- [SET TASK]: Restate the listing below word for word, omitting any images.

- [DATASET EXCERPT]:

————

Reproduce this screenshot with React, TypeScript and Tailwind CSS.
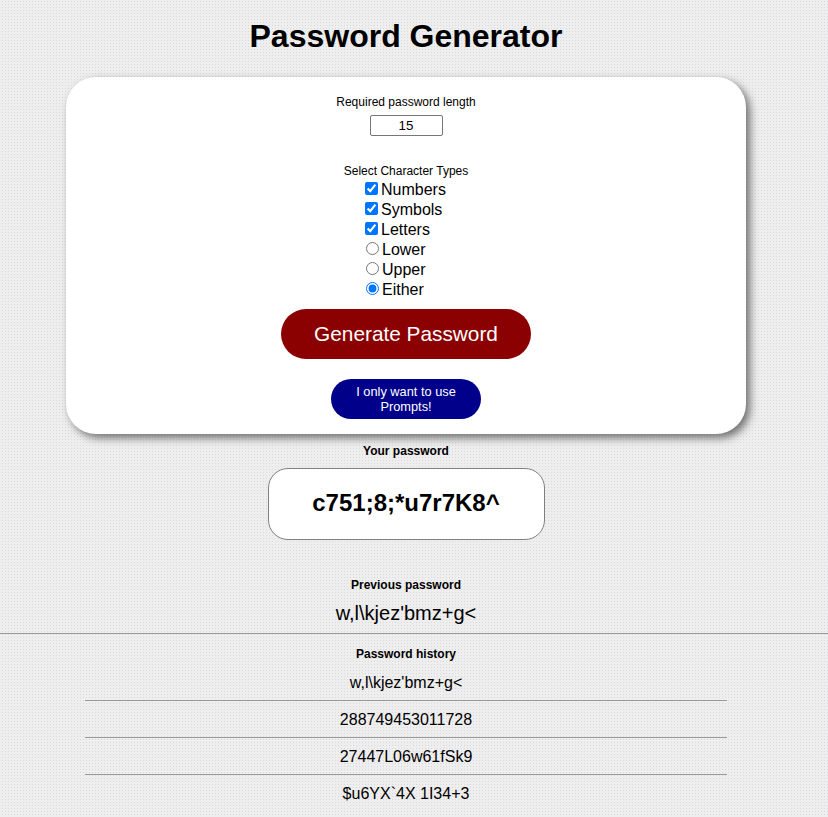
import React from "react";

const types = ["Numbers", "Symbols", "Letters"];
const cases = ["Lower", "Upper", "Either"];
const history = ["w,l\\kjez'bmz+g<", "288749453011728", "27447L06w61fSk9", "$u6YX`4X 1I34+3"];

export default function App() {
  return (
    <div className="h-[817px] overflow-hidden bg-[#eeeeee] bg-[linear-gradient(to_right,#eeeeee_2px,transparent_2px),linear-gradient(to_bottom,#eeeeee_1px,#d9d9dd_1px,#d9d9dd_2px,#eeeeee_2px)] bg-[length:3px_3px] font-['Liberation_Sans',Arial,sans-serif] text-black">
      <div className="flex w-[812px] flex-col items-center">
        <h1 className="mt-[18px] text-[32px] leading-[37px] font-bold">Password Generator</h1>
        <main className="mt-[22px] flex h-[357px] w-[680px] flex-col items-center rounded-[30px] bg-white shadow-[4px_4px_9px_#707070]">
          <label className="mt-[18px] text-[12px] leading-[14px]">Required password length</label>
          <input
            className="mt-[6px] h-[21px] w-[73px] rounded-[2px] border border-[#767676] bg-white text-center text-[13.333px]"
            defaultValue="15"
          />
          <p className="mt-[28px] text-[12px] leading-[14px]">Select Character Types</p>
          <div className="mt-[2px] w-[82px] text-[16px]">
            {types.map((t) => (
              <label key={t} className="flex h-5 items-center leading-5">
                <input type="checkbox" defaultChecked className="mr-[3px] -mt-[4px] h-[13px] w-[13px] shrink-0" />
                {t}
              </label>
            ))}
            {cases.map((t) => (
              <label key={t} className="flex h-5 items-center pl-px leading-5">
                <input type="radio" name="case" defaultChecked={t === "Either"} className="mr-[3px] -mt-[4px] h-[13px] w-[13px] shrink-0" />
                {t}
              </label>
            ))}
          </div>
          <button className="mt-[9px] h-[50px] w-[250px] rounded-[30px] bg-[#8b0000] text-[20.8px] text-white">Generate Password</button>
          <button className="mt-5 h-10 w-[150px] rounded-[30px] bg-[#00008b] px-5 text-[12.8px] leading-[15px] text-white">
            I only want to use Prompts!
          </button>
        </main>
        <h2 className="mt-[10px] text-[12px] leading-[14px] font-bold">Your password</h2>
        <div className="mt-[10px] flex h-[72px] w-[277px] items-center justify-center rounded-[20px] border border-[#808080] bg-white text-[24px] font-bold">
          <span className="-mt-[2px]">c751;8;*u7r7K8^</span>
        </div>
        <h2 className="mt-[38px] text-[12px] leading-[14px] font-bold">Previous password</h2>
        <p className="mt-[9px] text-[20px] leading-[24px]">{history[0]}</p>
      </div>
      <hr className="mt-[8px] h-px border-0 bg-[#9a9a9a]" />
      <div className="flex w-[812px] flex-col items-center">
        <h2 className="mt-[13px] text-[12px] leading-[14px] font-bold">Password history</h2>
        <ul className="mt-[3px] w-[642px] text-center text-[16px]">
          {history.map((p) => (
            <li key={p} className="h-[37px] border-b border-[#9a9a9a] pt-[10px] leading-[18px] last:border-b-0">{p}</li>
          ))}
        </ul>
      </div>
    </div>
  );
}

————

- [TASK RESULT]:
Reproduce this screenshot with React, TypeScript and Tailwind CSS.
import React from "react";

const types = ["Numbers", "Symbols", "Letters"];
const cases = ["Lower", "Upper", "Either"];
const history = ["w,l\\kjez'bmz+g<", "288749453011728", "27447L06w61fSk9", "$u6YX`4X 1I34+3"];

export default function App() {
  return (
    <div className="h-[817px] overflow-hidden bg-[#eeeeee] bg-[linear-gradient(to_right,#eeeeee_2px,transparent_2px),linear-gradient(to_bottom,#eeeeee_1px,#d9d9dd_1px,#d9d9dd_2px,#eeeeee_2px)] bg-[length:3px_3px] font-['Liberation_Sans',Arial,sans-serif] text-black">
      <div className="flex w-[812px] flex-col items-center">
        <h1 className="mt-[18px] text-[32px] leading-[37px] font-bold">Password Generator</h1>
        <main className="mt-[22px] flex h-[357px] w-[680px] flex-col items-center rounded-[30px] bg-white shadow-[4px_4px_9px_#707070]">
          <label className="mt-[18px] text-[12px] leading-[14px]">Required password length</label>
          <input
            className="mt-[6px] h-[21px] w-[73px] rounded-[2px] border border-[#767676] bg-white text-center text-[13.333px]"
            defaultValue="15"
          />
          <p className="mt-[28px] text-[12px] leading-[14px]">Select Character Types</p>
          <div className="mt-[2px] w-[82px] text-[16px]">
            {types.map((t) => (
              <label key={t} className="flex h-5 items-center leading-5">
                <input type="checkbox" defaultChecked className="mr-[3px] -mt-[4px] h-[13px] w-[13px] shrink-0" />
                {t}
              </label>
            ))}
            {cases.map((t) => (
              <label key={t} className="flex h-5 items-center pl-px leading-5">
                <input type="radio" name="case" defaultChecked={t === "Either"} className="mr-[3px] -mt-[4px] h-[13px] w-[13px] shrink-0" />
                {t}
              </label>
            ))}
          </div>
          <button className="mt-[9px] h-[50px] w-[250px] rounded-[30px] bg-[#8b0000] text-[20.8px] text-white">Generate Password</button>
          <button className="mt-5 h-10 w-[150px] rounded-[30px] bg-[#00008b] px-5 text-[12.8px] leading-[15px] text-white">
            I only want to use Prompts!
          </button>
        </main>
        <h2 className="mt-[10px] text-[12px] leading-[14px] font-bold">Your password</h2>
        <div className="mt-[10px] flex h-[72px] w-[277px] items-center justify-center rounded-[20px] border border-[#808080] bg-white text-[24px] font-bold">
          <span className="-mt-[2px]">c751;8;*u7r7K8^</span>
        </div>
        <h2 className="mt-[38px] text-[12px] leading-[14px] font-bold">Previous password</h2>
        <p className="mt-[9px] text-[20px] leading-[24px]">{history[0]}</p>
      </div>
      <hr className="mt-[8px] h-px border-0 bg-[#9a9a9a]" />
      <div className="flex w-[812px] flex-col items-center">
        <h2 className="mt-[13px] text-[12px] leading-[14px] font-bold">Password history</h2>
        <ul className="mt-[3px] w-[642px] text-center text-[16px]">
          {history.map((p) => (
            <li key={p} className="h-[37px] border-b border-[#9a9a9a] pt-[10px] leading-[18px] last:border-b-0">{p}</li>
          ))}
        </ul>
      </div>
    </div>
  );
}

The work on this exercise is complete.